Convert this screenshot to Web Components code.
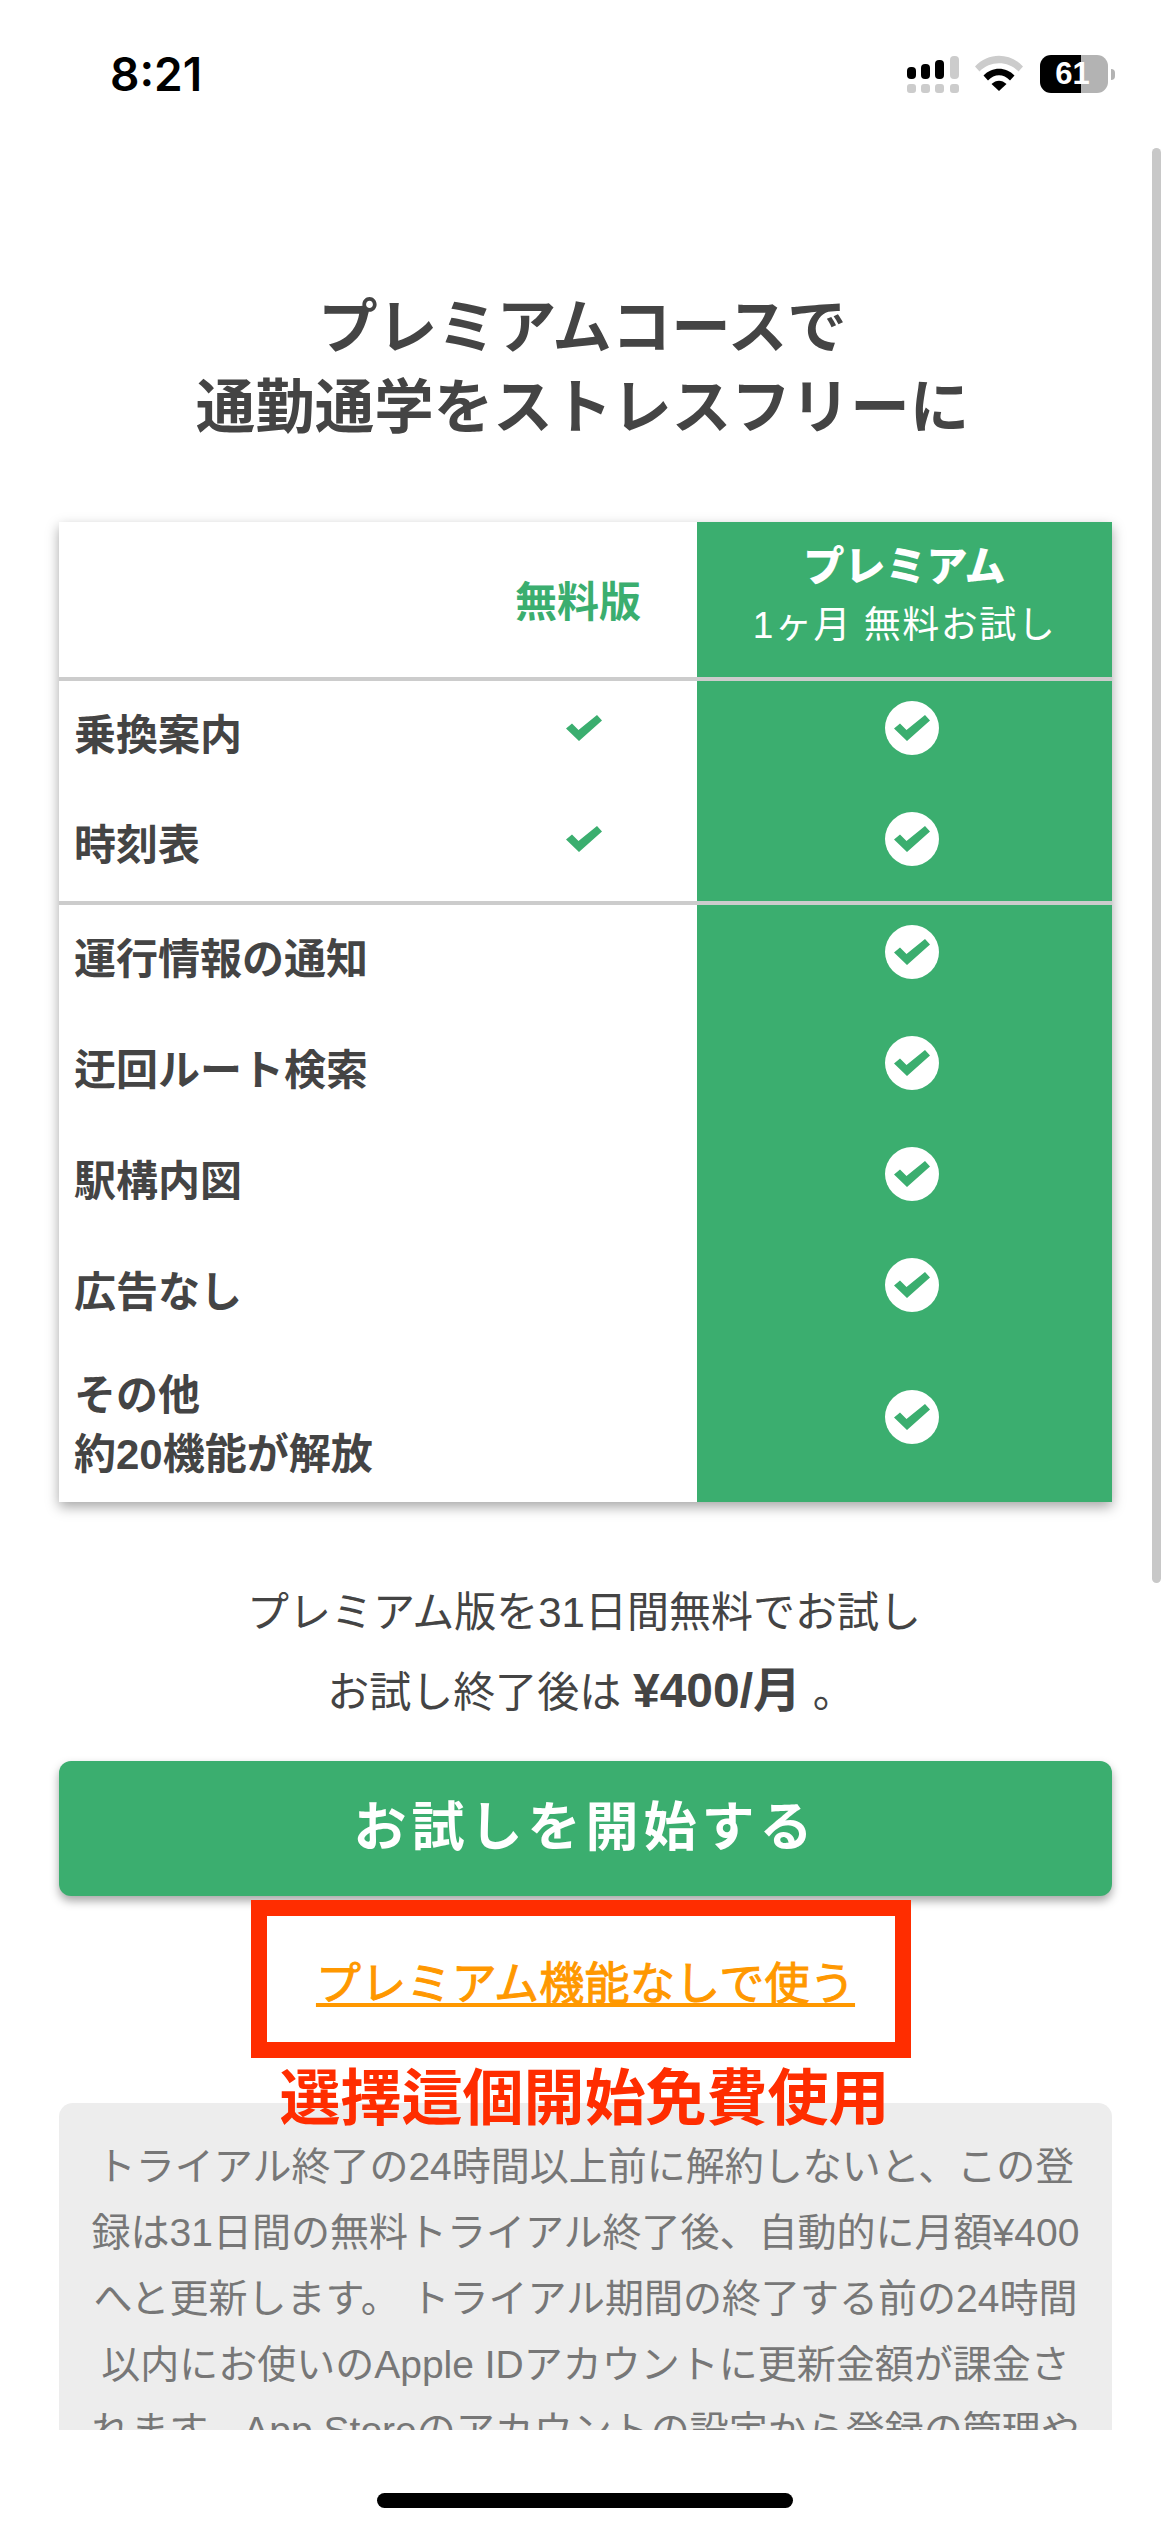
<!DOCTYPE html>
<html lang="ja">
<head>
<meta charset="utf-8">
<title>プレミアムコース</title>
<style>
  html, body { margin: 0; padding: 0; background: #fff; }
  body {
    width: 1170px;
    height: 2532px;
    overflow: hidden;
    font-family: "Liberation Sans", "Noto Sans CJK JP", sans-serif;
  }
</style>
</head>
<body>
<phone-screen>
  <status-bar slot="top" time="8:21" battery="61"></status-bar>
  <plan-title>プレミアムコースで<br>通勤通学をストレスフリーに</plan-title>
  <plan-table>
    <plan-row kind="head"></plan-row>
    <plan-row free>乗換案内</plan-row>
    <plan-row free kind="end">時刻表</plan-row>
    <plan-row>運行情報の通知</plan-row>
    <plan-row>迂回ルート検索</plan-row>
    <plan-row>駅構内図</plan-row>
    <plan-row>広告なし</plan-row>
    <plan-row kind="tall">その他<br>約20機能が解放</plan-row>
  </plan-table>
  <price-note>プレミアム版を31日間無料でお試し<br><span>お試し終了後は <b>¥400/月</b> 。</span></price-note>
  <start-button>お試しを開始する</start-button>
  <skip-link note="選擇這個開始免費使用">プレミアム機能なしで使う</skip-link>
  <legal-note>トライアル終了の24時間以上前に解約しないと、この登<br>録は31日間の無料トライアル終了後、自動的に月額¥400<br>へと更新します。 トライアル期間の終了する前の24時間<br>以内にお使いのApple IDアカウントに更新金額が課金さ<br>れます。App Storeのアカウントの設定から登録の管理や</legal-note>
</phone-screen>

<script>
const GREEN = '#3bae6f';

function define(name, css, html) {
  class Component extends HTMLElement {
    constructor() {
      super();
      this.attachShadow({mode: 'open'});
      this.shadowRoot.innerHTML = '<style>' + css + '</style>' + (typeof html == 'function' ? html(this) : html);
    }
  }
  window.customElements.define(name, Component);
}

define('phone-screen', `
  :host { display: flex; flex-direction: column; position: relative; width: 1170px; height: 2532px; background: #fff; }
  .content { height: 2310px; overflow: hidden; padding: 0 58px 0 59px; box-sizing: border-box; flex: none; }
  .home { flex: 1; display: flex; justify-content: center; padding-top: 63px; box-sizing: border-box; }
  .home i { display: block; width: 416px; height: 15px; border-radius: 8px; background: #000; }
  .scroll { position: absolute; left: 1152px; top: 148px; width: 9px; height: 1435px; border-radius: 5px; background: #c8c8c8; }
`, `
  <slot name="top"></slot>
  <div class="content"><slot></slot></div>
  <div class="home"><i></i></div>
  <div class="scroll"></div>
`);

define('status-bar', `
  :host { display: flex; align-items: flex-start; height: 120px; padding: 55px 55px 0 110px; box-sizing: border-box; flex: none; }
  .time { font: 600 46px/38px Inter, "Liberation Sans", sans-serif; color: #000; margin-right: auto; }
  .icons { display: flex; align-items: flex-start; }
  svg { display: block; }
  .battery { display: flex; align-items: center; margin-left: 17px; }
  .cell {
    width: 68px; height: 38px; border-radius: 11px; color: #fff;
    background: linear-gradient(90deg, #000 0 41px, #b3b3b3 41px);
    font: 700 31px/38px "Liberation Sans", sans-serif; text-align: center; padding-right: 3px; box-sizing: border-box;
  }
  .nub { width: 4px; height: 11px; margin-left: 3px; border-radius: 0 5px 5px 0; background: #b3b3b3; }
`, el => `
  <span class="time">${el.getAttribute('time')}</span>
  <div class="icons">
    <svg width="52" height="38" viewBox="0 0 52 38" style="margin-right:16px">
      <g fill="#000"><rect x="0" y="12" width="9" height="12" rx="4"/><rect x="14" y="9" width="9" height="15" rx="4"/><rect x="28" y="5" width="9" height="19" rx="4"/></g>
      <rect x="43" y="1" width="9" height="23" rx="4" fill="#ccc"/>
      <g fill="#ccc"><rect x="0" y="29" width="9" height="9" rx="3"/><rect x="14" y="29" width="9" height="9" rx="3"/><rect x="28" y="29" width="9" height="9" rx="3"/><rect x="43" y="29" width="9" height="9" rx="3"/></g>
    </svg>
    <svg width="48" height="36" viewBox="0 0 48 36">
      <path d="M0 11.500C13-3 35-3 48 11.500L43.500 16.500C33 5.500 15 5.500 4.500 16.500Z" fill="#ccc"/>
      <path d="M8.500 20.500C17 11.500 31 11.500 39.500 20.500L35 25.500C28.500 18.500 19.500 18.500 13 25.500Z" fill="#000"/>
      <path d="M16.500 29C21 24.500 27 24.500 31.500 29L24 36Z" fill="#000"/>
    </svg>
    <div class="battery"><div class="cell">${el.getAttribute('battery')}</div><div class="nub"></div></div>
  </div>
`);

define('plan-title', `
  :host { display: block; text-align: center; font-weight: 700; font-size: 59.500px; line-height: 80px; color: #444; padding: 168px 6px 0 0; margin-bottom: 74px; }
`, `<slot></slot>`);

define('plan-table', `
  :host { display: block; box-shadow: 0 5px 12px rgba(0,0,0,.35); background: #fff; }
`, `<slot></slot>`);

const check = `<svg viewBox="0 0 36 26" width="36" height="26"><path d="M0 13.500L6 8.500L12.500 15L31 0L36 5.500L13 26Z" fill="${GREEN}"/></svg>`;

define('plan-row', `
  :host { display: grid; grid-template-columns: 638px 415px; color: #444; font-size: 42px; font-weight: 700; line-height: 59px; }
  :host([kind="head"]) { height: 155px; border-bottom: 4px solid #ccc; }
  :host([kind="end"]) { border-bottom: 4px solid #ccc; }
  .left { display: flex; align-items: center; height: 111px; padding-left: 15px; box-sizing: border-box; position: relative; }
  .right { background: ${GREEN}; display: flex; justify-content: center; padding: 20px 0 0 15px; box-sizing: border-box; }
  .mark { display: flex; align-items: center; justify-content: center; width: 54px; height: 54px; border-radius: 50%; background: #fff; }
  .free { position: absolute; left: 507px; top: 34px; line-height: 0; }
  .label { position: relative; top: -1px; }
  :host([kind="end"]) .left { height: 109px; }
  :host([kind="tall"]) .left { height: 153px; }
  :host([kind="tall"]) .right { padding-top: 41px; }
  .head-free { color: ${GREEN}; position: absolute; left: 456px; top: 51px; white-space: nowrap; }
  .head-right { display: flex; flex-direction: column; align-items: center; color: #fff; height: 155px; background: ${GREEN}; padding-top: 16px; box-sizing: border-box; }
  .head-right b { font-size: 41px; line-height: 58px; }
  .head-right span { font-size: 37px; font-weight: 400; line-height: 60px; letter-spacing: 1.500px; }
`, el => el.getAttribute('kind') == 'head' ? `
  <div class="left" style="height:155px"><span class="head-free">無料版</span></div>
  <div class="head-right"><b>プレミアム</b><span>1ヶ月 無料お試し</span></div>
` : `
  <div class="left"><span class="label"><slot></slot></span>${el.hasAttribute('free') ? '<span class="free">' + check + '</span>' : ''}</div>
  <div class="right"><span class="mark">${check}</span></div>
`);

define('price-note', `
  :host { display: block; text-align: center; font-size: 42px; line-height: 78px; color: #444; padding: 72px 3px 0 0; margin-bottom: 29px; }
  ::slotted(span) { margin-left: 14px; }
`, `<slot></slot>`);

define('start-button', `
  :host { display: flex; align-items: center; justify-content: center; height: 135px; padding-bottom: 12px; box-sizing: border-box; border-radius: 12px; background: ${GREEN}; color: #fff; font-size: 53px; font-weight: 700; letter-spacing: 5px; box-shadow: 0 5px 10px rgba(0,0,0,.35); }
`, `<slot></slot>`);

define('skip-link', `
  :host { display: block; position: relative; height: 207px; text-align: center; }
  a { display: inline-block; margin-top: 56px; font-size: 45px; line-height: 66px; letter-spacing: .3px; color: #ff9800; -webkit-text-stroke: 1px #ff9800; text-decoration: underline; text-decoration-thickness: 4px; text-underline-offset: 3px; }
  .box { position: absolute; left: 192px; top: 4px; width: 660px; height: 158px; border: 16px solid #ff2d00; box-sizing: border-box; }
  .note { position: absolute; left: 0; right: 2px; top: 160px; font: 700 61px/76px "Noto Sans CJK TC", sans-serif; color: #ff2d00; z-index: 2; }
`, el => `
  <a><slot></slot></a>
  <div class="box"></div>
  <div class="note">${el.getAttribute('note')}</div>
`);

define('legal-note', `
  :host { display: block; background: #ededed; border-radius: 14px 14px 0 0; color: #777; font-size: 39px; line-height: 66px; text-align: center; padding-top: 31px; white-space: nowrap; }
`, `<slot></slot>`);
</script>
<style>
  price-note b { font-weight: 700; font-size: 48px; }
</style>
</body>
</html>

---

[WORK TO COMPLETE]: Look over the listing above. Pick out and copy every line that includes "this".

[FINAL ANSWER]:
Convert this screenshot to Web Components code.
      this.attachShadow({mode: 'open'});
      this.shadowRoot.innerHTML = '<style>' + css + '</style>' + (typeof html == 'function' ? html(this) : html);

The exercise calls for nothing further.